- DO THIS
The line holding "rounded-full bg-white pl-[16px]" is the last one to output; start at the first line of the data, keep every line in between exactly, and leave out pictures.

** START OF RAW RECORDS **

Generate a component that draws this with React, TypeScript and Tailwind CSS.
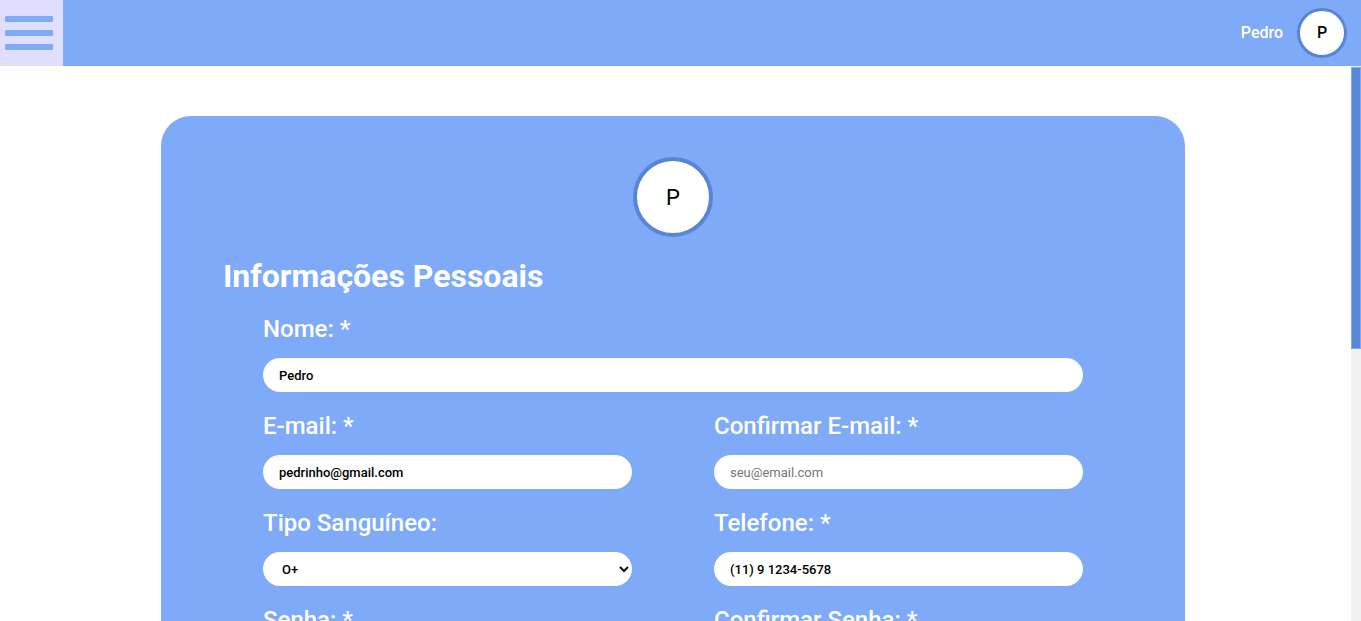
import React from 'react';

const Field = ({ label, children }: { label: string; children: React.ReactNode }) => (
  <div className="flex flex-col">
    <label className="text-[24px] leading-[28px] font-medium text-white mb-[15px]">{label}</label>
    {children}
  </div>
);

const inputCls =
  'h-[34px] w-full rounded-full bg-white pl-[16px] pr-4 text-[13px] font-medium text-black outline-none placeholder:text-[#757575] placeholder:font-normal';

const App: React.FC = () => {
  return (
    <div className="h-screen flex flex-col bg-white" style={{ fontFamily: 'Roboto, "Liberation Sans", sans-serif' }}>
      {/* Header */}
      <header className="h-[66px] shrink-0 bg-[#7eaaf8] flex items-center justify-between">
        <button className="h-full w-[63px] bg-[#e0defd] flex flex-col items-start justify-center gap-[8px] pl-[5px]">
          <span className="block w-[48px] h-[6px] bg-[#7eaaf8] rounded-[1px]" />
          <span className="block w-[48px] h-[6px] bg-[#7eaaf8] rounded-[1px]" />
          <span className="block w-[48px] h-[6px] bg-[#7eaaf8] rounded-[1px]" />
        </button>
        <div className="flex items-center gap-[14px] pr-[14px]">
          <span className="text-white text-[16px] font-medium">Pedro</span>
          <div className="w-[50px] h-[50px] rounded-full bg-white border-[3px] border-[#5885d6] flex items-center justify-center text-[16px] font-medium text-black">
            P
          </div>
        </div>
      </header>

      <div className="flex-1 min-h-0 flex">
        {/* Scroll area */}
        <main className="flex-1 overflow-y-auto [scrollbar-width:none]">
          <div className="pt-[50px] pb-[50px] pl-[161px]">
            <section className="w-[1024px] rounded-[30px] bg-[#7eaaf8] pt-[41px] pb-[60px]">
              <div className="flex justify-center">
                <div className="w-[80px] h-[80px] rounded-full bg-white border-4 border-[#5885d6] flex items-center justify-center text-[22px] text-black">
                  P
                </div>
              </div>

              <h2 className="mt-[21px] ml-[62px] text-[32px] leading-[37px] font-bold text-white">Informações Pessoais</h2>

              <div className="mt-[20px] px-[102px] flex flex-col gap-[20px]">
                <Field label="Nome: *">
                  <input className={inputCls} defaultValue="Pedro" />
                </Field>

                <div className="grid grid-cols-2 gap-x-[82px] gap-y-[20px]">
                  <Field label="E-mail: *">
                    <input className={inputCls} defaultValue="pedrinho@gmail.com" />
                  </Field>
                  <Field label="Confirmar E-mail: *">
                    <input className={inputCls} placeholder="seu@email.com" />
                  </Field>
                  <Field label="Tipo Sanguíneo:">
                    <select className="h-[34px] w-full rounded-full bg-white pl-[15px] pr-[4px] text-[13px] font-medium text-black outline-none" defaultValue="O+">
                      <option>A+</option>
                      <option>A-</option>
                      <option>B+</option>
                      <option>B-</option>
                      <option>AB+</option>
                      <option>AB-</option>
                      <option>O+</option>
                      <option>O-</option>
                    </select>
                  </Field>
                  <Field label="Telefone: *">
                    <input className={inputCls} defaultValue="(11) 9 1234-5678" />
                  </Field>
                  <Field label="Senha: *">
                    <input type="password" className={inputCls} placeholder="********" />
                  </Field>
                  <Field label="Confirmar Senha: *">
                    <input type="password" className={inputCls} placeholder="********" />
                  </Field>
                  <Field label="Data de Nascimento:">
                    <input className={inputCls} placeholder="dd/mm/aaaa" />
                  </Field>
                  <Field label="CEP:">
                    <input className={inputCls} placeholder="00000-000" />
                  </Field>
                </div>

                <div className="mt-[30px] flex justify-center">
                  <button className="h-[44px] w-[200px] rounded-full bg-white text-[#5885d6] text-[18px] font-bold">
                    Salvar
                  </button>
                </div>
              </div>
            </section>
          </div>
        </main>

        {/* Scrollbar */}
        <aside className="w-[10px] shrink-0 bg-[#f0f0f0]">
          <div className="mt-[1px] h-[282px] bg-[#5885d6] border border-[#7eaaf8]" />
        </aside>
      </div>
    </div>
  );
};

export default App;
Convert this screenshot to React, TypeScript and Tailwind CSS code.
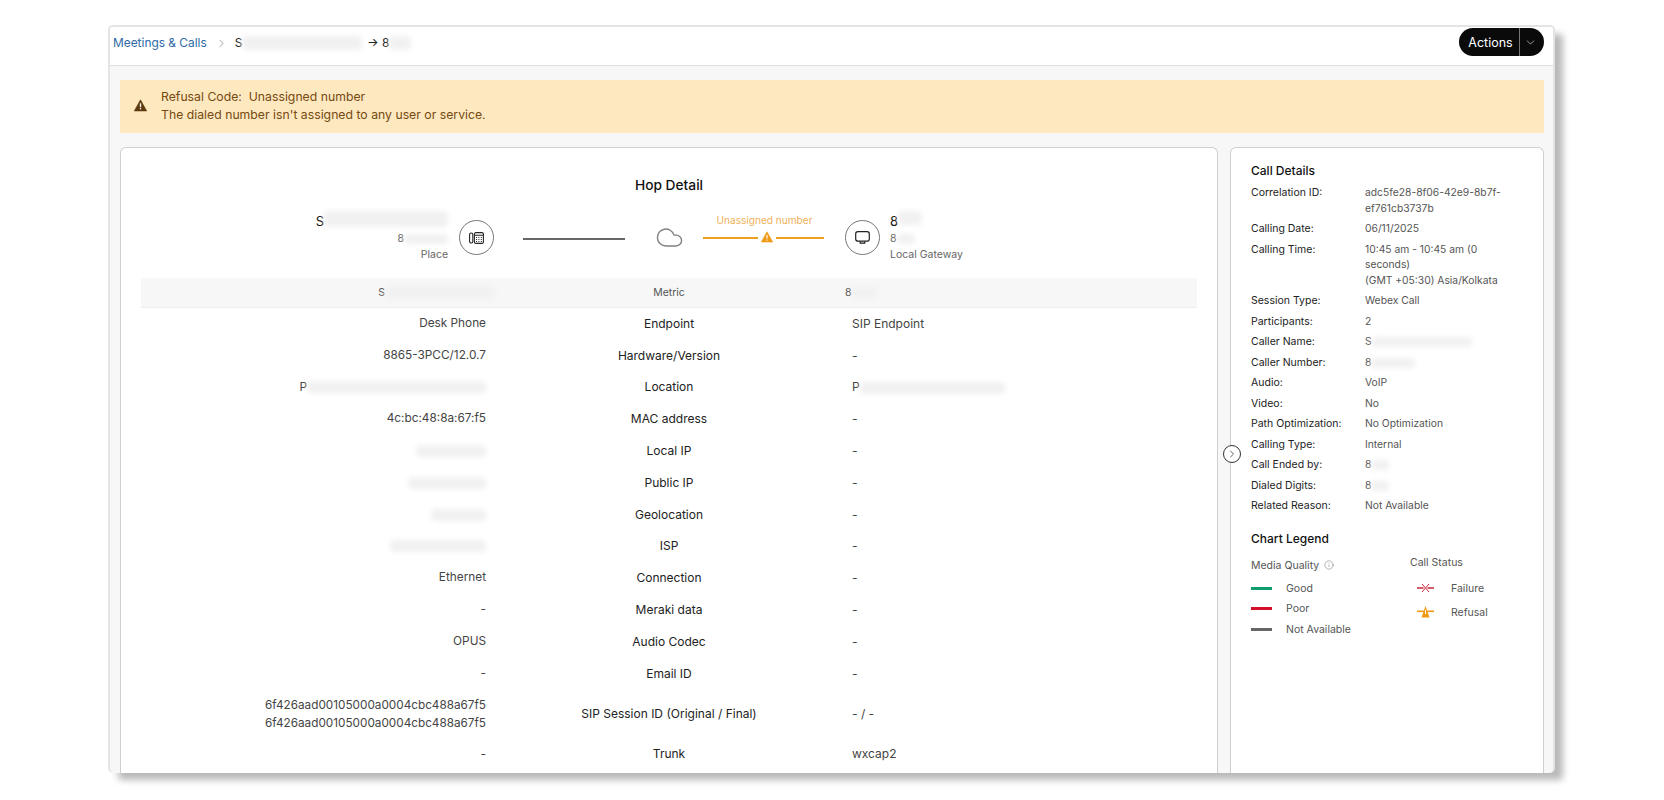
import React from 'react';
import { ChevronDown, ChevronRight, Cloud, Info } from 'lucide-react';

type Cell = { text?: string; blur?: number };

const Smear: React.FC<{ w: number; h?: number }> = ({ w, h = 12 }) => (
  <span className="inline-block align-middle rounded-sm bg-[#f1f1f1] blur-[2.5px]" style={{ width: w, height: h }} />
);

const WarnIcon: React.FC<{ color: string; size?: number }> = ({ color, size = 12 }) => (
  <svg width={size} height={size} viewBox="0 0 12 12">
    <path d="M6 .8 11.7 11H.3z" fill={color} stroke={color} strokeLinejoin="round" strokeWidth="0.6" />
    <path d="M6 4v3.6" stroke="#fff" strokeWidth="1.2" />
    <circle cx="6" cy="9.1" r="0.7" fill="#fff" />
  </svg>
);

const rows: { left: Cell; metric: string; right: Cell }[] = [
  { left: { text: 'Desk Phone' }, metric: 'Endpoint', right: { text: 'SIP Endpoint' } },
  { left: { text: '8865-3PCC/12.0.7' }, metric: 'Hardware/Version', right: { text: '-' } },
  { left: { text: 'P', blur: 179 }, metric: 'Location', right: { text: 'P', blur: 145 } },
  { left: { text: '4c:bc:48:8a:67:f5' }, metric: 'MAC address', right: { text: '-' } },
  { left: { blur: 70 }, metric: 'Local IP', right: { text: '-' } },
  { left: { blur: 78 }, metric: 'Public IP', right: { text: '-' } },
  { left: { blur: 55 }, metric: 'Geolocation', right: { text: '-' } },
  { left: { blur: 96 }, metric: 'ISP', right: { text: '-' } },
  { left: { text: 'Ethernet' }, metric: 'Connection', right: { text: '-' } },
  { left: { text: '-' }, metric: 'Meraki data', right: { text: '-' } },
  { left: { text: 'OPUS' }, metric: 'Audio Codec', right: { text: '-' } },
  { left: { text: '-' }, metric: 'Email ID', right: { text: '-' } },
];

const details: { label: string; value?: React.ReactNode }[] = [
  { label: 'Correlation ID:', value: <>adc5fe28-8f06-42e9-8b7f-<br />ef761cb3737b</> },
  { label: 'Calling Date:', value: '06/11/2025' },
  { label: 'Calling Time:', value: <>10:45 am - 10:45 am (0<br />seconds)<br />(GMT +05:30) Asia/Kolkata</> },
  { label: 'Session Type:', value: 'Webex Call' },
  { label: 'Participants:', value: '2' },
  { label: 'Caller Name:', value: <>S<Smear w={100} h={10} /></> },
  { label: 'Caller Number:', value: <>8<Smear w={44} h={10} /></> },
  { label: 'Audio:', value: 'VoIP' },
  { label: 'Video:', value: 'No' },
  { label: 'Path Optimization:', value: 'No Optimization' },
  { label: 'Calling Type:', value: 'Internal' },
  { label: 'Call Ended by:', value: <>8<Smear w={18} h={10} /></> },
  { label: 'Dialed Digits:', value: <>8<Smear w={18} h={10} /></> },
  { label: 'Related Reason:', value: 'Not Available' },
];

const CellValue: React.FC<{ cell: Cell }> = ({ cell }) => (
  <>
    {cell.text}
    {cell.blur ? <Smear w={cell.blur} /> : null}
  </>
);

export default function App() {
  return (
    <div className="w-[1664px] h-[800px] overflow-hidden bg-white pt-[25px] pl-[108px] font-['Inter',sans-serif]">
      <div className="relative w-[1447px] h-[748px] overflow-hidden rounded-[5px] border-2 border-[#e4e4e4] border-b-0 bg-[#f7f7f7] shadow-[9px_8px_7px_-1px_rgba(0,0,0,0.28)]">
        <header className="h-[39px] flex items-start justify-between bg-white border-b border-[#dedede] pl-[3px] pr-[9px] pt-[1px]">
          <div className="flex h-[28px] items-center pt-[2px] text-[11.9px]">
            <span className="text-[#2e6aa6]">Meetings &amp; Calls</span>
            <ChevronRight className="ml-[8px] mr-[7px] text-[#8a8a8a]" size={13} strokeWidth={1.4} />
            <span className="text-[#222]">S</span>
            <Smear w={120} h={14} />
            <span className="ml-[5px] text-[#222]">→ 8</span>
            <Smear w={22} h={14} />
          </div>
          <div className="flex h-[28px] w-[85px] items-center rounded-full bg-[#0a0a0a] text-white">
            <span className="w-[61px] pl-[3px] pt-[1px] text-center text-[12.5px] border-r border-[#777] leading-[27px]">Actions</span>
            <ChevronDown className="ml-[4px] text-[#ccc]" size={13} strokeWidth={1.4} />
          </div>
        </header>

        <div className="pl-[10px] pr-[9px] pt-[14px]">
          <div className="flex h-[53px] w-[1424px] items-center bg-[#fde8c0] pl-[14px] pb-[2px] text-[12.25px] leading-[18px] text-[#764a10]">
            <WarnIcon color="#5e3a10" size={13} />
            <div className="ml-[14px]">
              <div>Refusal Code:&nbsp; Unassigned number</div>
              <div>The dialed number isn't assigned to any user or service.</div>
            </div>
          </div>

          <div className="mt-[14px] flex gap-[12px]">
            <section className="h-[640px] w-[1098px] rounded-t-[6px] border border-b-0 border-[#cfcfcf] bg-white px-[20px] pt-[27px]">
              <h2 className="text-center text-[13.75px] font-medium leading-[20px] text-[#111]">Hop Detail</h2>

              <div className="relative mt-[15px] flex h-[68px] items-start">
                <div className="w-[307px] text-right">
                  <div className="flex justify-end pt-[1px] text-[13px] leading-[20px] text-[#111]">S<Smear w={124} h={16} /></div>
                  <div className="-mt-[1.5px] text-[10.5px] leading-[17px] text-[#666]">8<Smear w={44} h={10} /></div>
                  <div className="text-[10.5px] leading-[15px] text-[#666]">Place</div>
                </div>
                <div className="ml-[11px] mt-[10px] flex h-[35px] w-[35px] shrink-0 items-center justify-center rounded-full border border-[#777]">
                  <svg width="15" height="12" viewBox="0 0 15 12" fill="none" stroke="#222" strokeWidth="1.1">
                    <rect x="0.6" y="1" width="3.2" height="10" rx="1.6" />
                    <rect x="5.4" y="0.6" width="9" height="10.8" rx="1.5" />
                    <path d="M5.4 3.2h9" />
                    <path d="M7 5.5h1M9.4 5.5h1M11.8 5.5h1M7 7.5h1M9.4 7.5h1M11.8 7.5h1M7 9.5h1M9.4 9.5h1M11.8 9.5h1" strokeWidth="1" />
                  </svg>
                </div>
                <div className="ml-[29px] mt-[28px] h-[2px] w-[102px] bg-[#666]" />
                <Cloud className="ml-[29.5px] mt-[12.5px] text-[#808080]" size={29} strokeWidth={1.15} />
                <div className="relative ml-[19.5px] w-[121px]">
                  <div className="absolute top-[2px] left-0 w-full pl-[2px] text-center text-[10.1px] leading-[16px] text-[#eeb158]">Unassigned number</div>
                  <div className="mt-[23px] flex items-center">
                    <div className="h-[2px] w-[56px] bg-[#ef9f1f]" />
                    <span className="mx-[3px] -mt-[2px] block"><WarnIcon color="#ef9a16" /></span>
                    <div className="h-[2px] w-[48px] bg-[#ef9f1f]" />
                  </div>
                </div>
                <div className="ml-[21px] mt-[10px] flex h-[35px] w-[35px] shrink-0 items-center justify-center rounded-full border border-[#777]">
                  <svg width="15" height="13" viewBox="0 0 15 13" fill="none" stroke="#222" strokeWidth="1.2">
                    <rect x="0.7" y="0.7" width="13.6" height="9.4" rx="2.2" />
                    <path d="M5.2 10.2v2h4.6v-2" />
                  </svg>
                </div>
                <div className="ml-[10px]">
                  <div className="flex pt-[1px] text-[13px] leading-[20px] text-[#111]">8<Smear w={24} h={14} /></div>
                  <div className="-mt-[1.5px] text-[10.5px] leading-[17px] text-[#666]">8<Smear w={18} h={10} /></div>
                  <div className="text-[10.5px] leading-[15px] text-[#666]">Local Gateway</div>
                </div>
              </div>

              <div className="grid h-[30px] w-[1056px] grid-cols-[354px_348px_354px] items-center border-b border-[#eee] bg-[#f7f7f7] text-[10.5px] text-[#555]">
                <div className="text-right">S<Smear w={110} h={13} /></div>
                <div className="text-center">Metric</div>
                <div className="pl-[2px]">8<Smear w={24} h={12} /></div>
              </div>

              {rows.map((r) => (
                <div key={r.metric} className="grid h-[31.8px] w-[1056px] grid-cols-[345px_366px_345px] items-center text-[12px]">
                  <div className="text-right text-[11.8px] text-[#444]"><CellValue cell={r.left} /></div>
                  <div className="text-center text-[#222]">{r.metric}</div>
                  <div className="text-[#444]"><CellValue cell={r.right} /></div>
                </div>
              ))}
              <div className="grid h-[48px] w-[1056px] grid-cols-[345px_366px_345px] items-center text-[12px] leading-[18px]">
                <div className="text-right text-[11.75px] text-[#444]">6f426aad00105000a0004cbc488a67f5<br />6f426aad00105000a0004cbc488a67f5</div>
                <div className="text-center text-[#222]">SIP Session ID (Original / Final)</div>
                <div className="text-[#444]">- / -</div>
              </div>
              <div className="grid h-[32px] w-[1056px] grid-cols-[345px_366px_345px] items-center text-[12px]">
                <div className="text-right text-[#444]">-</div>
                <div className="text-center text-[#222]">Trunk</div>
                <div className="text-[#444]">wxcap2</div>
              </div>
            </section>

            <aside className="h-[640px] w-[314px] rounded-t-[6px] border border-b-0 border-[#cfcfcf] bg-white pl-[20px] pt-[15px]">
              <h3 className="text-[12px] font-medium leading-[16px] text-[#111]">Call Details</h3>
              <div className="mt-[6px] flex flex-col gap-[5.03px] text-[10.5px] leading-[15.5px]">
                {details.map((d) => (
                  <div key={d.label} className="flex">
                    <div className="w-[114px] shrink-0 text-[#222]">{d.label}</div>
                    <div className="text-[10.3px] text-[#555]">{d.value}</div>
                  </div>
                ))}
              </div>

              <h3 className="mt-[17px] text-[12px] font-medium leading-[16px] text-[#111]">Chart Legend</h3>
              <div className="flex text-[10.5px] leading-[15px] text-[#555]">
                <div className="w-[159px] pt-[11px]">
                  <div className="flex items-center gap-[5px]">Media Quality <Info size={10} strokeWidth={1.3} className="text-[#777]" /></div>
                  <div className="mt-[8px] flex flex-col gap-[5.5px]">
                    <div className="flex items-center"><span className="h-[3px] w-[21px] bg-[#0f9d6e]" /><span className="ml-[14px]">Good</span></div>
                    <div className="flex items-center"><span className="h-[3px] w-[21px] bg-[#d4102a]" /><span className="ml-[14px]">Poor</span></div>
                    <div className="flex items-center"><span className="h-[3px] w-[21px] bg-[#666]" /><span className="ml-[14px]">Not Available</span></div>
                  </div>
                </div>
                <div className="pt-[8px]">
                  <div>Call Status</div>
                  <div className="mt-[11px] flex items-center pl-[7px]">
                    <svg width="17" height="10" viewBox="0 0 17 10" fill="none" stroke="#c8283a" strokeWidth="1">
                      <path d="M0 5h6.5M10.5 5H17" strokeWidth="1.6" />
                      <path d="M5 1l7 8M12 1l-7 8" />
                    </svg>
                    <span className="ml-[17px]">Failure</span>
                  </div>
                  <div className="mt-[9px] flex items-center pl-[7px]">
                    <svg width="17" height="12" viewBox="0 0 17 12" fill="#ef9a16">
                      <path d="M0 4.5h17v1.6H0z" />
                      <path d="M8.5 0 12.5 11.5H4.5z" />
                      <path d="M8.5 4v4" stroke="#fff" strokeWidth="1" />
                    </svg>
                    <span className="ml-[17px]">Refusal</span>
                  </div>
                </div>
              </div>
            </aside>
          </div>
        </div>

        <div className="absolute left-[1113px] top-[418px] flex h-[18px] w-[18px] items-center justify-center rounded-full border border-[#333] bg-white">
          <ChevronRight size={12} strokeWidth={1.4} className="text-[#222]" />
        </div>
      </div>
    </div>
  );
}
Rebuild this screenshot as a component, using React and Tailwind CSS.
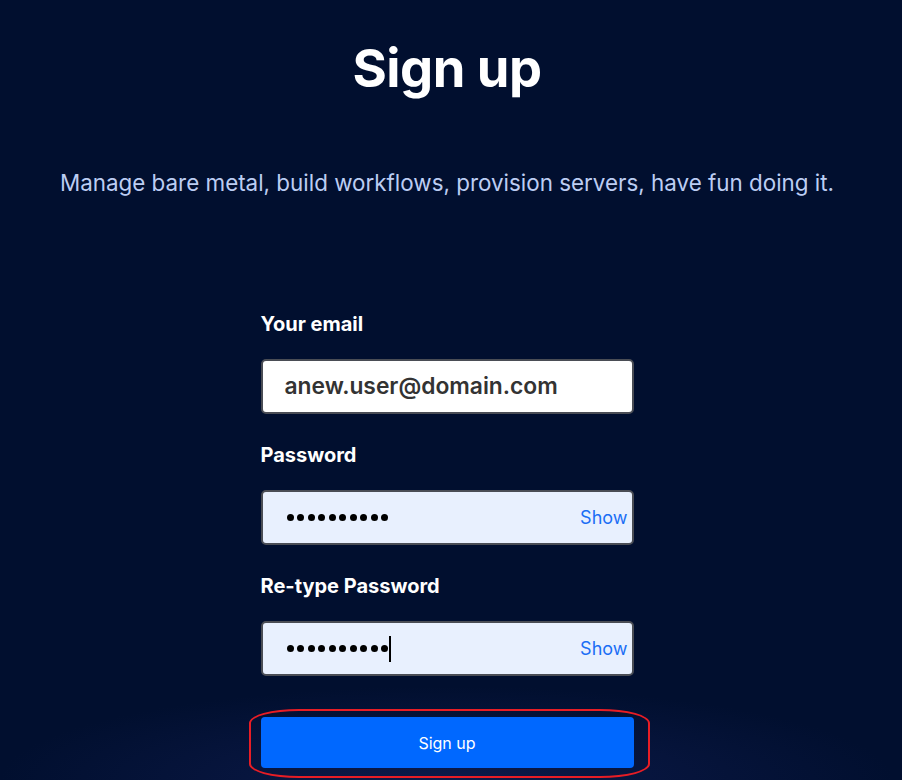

** END OF RAW RECORDS **

- ANSWER TO THIS PROBLEM
Generate a component that draws this with React, TypeScript and Tailwind CSS.
import React from 'react';

const Field = ({ label, children }: { label: string; children: React.ReactNode }) => (
  <div className="flex flex-col">
    <label className="text-[24px] leading-[28px] font-medium text-white mb-[15px]">{label}</label>
    {children}
  </div>
);

const inputCls =
  'h-[34px] w-full rounded-full bg-white pl-[16px] pr-4 text-[13px] font-medium text-black outline-none placeholder:text-[#757575] placeholder:font-normal';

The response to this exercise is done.